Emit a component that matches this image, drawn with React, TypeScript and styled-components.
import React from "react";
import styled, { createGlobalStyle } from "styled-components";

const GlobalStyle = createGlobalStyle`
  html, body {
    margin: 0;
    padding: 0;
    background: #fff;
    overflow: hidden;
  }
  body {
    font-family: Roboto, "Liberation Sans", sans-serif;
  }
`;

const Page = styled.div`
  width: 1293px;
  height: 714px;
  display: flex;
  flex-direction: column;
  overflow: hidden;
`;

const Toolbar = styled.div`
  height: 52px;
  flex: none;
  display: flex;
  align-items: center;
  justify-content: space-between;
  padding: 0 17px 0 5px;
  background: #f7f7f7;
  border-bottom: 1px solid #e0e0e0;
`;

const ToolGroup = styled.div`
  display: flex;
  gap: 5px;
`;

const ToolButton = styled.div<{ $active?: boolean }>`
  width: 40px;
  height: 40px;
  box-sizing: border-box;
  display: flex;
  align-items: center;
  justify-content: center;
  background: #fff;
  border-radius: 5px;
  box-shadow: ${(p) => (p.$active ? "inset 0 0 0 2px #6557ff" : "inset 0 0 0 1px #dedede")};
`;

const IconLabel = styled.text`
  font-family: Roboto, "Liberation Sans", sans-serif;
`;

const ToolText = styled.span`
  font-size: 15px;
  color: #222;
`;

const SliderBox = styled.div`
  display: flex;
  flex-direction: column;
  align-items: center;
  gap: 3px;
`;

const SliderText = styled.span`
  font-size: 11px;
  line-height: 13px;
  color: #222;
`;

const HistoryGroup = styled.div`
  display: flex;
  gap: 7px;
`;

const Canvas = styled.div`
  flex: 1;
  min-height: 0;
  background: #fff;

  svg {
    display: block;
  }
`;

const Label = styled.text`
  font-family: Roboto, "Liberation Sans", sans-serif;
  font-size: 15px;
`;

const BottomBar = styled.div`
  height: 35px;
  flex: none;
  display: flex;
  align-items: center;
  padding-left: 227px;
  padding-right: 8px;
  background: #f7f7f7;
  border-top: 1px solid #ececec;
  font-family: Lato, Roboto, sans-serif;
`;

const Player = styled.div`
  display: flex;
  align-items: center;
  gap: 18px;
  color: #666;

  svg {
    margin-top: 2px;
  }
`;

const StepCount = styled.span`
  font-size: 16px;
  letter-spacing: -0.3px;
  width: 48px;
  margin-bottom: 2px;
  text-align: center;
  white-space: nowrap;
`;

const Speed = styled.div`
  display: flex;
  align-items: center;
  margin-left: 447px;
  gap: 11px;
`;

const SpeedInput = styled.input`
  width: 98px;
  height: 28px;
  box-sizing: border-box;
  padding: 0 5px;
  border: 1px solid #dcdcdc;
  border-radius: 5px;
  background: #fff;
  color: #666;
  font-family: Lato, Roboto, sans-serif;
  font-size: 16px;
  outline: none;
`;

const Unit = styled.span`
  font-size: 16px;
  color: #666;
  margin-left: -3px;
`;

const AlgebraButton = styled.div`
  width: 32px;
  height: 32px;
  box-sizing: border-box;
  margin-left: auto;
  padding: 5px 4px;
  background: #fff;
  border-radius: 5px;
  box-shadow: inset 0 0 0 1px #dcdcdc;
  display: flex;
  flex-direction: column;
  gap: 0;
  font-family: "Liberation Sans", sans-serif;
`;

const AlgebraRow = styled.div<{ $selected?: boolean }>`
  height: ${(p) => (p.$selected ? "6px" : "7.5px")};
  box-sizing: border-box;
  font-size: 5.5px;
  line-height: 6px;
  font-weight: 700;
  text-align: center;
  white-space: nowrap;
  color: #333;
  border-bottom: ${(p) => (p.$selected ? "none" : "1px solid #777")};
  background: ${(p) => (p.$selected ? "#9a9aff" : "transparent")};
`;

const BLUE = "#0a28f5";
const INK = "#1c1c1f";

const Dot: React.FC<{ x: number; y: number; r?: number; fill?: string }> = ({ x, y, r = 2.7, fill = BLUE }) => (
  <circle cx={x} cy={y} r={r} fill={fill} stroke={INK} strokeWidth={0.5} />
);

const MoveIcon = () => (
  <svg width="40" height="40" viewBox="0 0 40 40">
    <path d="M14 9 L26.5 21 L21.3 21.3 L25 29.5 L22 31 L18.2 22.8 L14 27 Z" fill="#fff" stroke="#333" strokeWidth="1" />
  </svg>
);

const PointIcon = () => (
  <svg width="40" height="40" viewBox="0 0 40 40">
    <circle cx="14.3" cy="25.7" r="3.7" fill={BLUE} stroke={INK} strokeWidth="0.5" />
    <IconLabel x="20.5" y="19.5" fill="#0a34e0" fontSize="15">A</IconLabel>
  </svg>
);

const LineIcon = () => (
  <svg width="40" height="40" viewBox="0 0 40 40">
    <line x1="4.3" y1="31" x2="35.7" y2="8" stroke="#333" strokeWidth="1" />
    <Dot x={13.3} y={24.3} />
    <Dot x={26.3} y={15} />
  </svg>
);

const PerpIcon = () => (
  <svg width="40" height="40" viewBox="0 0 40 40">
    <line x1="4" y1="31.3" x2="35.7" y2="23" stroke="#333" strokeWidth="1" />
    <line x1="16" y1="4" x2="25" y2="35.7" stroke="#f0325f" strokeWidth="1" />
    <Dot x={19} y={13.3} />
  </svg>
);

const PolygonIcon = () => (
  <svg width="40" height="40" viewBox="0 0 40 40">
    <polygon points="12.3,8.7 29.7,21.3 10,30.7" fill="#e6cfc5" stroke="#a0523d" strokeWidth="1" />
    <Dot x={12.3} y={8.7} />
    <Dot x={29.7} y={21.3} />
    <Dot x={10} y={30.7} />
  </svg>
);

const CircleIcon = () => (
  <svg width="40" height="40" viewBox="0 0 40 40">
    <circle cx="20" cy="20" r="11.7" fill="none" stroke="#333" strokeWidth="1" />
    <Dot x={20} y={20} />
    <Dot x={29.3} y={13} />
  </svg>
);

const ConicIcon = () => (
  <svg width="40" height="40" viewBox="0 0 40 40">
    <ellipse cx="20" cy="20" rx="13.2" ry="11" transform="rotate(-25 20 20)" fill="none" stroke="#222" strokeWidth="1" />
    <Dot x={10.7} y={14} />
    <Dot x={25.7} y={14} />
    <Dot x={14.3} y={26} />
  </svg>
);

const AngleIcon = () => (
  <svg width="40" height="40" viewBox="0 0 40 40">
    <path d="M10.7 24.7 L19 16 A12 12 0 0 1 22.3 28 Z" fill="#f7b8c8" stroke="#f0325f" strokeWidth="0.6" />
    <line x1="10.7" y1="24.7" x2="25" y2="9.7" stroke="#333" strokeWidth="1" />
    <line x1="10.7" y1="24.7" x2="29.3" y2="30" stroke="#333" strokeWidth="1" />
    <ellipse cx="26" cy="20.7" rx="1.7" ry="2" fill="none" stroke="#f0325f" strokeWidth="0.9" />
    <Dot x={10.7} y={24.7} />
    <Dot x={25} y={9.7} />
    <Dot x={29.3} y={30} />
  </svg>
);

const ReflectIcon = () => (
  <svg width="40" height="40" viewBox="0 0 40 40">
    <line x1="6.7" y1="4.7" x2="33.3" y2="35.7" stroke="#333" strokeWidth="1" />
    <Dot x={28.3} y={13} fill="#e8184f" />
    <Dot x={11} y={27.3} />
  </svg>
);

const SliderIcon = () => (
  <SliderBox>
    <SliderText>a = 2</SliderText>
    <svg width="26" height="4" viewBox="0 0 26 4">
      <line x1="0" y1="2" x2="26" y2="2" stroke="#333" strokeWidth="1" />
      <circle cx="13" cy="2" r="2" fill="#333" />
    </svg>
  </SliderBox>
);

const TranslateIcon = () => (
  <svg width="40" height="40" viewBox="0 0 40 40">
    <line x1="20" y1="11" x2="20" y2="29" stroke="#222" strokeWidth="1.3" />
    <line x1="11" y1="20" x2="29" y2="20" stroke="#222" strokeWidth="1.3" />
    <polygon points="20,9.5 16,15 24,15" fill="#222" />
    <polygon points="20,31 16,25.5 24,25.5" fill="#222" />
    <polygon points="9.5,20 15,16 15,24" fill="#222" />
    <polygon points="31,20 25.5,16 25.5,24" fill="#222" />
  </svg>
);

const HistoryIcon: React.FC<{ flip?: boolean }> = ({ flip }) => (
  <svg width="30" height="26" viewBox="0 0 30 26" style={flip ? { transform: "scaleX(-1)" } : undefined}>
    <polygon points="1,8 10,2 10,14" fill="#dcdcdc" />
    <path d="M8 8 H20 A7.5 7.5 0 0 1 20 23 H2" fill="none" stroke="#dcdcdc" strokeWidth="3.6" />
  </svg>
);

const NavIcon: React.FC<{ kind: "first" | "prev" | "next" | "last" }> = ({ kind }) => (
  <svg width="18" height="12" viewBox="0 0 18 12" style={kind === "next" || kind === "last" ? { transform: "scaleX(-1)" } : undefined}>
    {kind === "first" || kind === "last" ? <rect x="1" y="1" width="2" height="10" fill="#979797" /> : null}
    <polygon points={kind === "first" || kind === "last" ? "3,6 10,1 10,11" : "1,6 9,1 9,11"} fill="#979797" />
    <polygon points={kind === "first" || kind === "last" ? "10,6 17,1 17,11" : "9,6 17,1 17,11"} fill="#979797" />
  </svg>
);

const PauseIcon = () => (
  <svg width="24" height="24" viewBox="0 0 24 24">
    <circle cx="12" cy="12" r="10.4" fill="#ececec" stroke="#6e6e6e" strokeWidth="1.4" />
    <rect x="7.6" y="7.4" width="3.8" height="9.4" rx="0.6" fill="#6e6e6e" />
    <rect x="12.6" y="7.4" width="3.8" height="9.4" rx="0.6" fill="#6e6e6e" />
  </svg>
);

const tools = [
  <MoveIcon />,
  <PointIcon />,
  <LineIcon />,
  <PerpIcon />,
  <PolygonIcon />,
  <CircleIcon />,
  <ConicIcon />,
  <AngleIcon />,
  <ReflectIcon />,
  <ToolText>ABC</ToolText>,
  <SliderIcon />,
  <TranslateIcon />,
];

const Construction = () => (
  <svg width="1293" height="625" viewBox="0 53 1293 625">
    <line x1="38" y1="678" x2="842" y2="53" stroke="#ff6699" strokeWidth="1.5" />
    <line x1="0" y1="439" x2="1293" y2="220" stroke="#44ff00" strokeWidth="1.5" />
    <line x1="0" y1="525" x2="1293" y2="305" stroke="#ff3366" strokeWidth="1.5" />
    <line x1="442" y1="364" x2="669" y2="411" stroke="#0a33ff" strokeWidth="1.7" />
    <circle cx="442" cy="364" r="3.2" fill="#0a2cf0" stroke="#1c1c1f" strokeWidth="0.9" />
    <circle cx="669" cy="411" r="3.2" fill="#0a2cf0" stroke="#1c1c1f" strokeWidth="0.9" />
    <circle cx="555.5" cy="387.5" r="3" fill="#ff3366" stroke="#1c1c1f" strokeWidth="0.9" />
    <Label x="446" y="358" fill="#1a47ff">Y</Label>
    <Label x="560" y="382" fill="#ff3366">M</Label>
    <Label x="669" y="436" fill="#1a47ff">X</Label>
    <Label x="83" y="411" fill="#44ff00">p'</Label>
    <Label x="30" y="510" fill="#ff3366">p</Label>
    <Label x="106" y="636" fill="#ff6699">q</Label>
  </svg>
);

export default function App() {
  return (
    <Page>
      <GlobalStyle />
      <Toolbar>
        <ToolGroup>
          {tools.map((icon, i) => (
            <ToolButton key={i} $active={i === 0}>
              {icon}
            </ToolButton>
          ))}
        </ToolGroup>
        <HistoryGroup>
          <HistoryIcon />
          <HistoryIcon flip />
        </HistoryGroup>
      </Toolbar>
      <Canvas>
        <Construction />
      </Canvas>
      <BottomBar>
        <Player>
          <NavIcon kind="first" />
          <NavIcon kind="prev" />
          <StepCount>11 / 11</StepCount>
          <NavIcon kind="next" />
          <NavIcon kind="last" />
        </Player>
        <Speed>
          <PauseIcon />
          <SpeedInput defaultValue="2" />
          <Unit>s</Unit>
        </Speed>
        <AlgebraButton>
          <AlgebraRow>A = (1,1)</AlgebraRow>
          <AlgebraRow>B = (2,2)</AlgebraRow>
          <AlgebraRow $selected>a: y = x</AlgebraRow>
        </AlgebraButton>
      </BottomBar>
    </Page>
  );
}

● Your instructions:
Within the data above, pick out all lines holding the word "components".

● Exercise output:
Emit a component that matches this image, drawn with React, TypeScript and styled-components.
import styled, { createGlobalStyle } from "styled-components";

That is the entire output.